> **What you will do**
Every line below that holds the string "page" should be copied out.

> **Source material**
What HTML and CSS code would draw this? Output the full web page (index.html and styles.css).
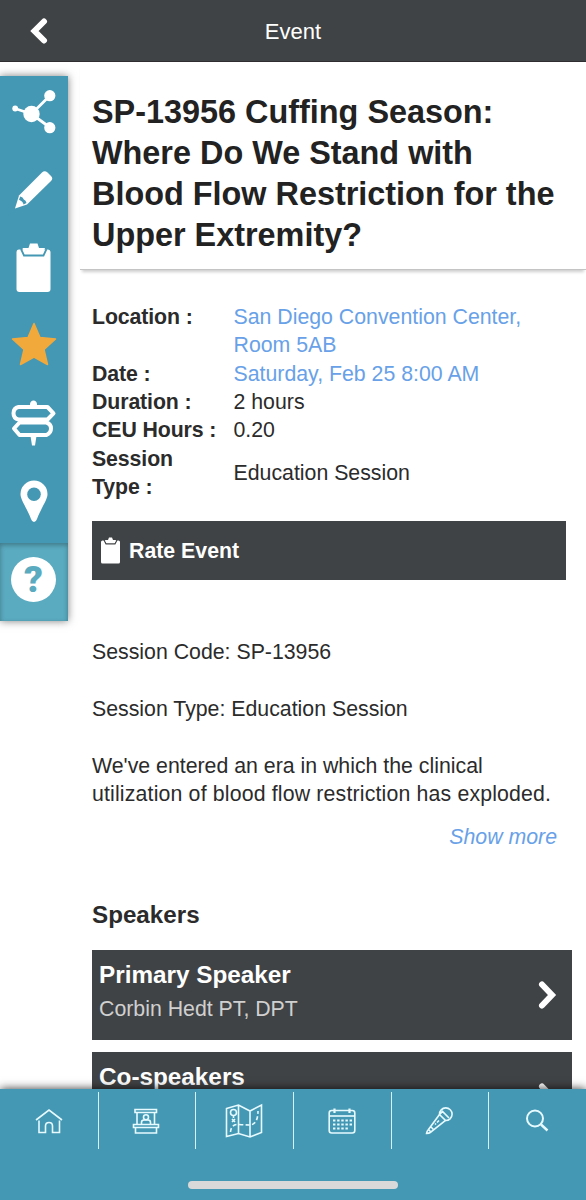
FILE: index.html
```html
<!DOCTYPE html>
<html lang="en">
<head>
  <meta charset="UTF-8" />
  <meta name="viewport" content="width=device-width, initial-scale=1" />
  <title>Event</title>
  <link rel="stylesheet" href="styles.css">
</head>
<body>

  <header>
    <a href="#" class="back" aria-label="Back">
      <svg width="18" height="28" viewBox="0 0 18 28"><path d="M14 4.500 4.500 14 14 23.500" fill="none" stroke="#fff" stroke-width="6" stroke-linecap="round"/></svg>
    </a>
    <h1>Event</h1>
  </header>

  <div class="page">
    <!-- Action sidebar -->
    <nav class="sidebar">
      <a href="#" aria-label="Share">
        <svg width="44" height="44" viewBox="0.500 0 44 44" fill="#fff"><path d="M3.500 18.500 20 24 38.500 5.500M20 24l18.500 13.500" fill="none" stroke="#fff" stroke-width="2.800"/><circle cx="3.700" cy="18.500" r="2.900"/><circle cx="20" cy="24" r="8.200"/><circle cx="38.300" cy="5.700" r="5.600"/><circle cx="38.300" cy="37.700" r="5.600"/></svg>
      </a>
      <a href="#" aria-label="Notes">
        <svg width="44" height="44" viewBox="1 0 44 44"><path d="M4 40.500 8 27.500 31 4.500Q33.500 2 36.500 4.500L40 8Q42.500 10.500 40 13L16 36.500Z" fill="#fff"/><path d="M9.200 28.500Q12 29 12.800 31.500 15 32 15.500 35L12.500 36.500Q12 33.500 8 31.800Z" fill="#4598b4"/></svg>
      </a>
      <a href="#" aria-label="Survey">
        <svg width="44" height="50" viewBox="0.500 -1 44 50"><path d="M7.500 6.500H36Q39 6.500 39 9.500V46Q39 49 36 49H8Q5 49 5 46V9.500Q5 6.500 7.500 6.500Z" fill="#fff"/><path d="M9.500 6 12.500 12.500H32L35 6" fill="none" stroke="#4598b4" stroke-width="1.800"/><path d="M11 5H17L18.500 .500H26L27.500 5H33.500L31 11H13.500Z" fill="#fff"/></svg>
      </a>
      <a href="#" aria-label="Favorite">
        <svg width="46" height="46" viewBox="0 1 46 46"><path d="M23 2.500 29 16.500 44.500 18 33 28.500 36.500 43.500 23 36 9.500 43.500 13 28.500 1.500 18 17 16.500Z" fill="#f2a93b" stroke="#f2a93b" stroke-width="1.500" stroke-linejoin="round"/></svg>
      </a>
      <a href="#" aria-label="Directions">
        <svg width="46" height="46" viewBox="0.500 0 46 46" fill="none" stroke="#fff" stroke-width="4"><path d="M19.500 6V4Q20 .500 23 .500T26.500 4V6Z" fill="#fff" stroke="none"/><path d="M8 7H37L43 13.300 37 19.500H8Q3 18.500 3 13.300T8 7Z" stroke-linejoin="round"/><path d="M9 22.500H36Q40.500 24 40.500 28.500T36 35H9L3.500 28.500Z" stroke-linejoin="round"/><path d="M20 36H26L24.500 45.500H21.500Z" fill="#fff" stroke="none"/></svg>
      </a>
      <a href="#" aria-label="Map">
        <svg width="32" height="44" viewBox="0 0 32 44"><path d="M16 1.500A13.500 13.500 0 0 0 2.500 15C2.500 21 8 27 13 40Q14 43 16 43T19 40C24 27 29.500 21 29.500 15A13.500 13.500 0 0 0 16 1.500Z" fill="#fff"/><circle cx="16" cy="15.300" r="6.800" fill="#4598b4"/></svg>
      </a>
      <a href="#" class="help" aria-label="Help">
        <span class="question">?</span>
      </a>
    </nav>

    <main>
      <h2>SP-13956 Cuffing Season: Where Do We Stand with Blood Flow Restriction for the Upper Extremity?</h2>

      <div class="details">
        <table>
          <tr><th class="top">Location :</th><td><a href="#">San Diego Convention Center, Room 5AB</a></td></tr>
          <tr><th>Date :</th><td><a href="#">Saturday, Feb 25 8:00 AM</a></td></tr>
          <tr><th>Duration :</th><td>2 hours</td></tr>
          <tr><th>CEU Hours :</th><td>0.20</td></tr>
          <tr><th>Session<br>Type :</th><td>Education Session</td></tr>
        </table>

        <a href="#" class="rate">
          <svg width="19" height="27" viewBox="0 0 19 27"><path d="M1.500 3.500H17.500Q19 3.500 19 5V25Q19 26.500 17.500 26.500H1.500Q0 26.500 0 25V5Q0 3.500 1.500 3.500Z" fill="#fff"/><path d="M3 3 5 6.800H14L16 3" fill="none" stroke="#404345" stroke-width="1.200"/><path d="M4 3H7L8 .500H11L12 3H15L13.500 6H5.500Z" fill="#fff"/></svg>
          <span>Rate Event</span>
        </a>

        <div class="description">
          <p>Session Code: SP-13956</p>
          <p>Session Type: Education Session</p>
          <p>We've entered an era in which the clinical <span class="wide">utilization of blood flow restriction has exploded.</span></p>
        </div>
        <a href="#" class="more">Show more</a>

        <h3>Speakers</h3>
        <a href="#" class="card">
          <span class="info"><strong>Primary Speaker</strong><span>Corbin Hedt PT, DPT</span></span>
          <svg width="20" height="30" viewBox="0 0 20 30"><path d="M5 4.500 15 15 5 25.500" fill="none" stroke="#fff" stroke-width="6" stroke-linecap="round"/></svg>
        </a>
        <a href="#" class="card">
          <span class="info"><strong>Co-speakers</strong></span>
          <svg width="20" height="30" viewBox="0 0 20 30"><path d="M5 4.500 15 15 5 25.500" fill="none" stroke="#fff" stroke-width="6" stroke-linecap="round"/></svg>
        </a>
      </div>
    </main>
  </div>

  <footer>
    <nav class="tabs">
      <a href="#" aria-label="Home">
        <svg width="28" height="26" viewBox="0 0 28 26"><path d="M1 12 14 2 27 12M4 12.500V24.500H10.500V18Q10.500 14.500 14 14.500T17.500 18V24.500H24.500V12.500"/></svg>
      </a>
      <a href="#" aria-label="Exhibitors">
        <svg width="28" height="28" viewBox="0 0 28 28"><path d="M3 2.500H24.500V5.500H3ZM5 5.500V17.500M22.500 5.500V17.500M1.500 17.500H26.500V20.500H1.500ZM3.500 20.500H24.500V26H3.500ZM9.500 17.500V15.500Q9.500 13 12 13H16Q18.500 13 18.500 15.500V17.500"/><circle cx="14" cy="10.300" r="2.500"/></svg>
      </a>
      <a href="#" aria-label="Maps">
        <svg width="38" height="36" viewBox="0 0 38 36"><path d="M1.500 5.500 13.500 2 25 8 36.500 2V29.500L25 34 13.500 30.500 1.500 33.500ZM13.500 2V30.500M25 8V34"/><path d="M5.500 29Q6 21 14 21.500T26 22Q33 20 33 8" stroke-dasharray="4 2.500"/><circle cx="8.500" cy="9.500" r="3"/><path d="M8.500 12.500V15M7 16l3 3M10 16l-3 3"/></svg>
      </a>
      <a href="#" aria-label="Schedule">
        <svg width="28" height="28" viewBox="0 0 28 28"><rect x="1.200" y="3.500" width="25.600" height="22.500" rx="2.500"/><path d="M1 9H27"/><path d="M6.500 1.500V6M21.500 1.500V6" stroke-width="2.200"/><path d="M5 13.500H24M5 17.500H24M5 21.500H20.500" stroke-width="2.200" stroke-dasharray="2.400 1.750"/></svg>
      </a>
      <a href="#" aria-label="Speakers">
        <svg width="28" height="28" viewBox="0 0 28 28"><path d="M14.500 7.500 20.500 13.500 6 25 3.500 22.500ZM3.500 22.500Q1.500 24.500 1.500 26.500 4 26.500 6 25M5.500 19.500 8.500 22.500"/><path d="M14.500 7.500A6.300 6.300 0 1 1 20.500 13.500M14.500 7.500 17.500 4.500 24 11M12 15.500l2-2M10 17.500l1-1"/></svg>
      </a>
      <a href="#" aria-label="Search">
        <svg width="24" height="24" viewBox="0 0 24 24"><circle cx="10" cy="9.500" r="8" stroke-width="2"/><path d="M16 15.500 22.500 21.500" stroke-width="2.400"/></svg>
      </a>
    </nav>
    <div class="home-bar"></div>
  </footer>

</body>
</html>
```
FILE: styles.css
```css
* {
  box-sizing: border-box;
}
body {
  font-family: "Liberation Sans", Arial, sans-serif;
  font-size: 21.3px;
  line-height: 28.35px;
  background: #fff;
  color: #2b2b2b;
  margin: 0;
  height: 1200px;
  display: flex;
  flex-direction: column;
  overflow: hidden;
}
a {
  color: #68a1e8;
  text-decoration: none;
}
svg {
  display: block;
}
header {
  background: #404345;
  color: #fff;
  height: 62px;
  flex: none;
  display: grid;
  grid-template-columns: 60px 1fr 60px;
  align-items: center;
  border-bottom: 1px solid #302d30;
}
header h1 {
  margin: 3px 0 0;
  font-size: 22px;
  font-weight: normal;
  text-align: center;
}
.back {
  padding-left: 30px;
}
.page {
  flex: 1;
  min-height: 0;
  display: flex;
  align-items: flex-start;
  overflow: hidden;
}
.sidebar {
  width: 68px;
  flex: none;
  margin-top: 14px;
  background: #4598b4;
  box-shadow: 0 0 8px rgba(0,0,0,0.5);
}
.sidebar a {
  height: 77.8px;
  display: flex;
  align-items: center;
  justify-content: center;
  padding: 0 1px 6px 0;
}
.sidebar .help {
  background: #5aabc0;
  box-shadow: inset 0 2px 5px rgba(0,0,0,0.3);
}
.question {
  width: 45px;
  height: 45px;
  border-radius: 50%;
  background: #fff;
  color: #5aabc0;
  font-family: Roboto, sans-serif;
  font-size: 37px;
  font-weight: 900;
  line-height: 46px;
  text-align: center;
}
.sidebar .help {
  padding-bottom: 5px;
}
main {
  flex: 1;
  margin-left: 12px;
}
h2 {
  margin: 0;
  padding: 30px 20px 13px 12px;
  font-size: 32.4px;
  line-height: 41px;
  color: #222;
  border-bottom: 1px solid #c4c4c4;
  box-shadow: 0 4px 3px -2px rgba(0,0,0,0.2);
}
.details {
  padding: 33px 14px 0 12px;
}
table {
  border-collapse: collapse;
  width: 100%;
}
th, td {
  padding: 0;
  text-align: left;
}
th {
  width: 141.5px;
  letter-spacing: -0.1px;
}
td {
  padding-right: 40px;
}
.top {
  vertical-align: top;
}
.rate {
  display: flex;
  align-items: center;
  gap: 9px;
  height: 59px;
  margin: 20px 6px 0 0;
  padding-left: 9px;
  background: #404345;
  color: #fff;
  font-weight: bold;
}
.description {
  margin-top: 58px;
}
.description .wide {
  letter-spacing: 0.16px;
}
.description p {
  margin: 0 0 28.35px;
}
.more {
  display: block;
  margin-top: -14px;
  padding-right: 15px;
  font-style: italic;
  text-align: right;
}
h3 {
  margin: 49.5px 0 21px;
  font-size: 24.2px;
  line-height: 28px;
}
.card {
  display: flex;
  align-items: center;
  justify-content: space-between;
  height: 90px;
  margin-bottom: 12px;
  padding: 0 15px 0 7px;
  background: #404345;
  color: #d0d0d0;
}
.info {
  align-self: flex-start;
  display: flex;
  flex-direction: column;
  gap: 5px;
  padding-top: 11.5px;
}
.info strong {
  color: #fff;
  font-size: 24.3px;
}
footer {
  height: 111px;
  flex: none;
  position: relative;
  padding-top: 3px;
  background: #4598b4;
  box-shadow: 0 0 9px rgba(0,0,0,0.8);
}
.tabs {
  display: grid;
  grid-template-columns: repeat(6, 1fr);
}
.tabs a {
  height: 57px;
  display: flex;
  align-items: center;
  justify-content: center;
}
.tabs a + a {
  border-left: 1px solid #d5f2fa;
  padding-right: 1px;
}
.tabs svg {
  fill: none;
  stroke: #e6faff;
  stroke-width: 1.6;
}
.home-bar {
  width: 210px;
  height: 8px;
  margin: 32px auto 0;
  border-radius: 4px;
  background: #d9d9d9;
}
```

> **Final result**
What HTML and CSS code would draw this? Output the full web page (index.html and styles.css).
  <div class="page">
.page {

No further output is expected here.